### Data provided
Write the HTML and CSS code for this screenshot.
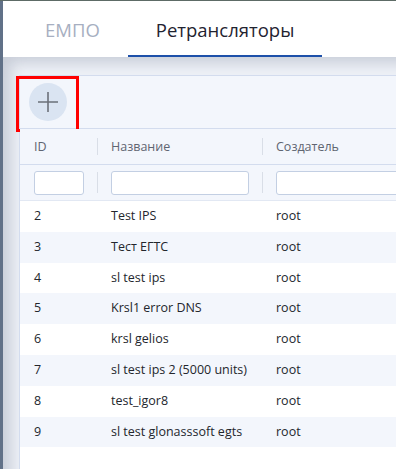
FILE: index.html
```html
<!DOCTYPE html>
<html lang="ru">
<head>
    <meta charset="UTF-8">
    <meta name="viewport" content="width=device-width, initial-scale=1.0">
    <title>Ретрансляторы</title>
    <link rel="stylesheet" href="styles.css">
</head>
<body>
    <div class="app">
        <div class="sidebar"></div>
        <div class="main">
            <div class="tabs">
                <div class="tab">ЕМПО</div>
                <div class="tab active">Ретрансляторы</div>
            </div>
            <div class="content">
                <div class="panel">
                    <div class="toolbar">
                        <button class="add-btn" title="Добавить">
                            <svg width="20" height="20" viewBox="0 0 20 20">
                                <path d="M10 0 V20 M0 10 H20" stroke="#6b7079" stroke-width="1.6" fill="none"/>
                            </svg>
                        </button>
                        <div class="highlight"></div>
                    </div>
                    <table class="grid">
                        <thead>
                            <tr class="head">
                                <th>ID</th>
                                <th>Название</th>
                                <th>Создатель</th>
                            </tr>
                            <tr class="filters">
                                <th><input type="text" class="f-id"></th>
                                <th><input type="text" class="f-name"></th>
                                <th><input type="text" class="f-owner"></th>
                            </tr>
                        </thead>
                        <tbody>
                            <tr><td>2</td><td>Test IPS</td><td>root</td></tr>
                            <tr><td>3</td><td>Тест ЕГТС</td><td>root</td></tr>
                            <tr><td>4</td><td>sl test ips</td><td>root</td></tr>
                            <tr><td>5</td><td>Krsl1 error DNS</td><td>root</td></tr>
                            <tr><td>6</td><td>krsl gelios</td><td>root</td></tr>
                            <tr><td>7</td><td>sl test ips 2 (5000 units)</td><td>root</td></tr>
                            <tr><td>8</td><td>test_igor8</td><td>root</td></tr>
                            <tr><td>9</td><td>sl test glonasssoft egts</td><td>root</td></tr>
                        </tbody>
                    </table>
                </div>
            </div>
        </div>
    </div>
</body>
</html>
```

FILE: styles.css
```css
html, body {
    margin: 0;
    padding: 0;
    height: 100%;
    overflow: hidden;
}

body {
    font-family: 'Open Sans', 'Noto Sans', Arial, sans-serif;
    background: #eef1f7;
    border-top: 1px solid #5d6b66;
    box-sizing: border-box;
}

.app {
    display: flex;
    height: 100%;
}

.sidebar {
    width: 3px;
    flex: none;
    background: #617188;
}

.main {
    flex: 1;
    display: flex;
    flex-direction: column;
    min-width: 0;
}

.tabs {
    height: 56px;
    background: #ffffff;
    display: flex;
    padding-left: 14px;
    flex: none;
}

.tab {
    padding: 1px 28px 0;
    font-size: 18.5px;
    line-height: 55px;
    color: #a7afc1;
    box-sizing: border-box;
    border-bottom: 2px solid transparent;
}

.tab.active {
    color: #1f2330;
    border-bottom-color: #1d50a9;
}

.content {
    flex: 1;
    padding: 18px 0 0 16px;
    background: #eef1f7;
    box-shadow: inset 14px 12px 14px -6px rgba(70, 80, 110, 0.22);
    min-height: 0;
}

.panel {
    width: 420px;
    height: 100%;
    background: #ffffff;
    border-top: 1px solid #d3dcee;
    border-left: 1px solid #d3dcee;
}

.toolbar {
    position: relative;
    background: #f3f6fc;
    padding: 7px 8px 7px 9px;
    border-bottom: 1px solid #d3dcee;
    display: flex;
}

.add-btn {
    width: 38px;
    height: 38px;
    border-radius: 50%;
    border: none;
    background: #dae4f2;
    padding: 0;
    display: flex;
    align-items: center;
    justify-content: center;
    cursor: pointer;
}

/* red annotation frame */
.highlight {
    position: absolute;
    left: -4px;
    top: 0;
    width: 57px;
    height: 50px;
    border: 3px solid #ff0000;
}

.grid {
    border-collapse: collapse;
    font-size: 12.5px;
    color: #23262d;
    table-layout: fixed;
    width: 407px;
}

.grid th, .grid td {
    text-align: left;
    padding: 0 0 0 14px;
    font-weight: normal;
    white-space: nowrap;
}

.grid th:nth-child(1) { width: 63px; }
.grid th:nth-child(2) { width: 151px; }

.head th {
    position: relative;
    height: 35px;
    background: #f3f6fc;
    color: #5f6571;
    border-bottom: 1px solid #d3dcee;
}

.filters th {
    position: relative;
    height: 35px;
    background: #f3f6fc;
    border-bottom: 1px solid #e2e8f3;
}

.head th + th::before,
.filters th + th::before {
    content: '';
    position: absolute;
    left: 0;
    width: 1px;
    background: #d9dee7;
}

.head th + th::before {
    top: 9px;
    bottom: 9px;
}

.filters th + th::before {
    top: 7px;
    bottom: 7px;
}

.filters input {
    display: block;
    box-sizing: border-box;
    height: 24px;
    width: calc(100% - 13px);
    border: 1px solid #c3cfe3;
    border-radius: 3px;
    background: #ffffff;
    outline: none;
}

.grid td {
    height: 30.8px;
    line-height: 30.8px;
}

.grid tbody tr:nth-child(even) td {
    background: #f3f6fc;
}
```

...

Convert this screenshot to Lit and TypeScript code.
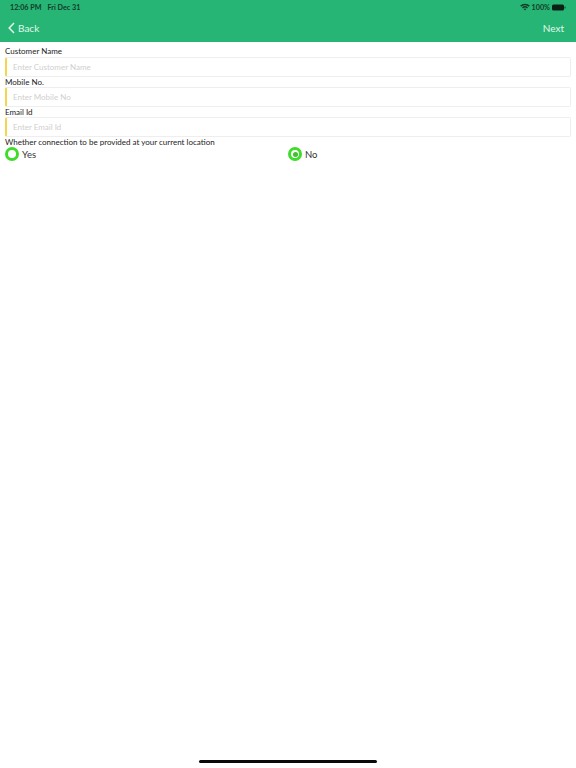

--

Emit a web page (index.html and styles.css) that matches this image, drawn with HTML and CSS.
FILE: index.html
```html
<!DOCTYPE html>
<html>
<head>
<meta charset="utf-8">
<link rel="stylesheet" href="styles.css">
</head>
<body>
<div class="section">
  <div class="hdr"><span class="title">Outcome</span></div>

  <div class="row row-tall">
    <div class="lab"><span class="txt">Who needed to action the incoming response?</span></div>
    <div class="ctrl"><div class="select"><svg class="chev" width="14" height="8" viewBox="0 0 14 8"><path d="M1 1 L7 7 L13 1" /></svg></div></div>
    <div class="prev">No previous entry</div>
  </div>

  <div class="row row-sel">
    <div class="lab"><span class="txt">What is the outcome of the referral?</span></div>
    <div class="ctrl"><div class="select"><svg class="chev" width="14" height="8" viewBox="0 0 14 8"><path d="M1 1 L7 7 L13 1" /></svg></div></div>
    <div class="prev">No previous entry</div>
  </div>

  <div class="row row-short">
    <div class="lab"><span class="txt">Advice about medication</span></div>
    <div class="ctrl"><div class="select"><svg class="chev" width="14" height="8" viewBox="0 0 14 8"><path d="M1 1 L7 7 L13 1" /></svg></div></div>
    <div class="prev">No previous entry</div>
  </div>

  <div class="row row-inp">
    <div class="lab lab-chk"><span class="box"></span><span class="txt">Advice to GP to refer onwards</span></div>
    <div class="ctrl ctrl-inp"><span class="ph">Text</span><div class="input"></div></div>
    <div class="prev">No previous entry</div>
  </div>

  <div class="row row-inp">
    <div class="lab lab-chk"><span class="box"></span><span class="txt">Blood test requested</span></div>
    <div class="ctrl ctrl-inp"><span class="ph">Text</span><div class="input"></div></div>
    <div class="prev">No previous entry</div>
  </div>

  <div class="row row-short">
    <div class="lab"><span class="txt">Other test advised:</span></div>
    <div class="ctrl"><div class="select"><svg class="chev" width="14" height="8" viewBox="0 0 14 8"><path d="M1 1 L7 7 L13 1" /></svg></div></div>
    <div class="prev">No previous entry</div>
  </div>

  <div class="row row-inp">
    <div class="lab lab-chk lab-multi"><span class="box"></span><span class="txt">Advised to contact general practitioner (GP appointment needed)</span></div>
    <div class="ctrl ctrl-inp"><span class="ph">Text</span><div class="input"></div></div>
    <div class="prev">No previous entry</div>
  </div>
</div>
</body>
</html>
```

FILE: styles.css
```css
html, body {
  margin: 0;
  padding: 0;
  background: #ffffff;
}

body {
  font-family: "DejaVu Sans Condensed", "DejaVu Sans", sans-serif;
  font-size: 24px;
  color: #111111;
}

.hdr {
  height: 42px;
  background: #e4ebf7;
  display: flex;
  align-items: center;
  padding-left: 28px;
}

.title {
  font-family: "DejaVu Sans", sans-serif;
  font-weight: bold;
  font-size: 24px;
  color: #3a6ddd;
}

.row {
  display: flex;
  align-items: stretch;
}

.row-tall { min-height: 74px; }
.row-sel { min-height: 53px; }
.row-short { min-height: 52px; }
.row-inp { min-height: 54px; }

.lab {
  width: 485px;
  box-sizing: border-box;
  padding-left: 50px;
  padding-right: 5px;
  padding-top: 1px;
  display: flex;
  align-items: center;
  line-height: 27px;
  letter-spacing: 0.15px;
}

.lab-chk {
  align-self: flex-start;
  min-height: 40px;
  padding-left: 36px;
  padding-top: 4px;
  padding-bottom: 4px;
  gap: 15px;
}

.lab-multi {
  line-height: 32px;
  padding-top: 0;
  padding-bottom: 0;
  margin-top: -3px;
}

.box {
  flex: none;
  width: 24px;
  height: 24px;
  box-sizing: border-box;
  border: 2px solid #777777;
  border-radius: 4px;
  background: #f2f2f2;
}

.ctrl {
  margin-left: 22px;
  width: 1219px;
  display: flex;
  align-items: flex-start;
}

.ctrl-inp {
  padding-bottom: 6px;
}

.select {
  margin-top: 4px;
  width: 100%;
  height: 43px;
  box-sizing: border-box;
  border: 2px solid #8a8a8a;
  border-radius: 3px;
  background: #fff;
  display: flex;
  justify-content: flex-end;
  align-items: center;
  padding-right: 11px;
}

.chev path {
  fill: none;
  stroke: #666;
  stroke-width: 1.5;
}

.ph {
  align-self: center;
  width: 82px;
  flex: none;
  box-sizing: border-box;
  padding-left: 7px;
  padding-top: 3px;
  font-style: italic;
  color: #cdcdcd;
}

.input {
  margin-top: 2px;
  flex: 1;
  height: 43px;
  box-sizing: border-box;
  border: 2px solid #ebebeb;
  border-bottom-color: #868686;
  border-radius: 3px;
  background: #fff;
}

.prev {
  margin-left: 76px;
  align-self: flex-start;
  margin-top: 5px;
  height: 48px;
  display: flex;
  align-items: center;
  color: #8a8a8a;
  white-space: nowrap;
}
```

### Set problem
Identify each line of the material where the word "this" shows up, and copy it.

### Result
Write the HTML and CSS code for this screenshot.
Convert this screenshot to Lit and TypeScript code.
Emit a web page (index.html and styles.css) that matches this image, drawn with HTML and CSS.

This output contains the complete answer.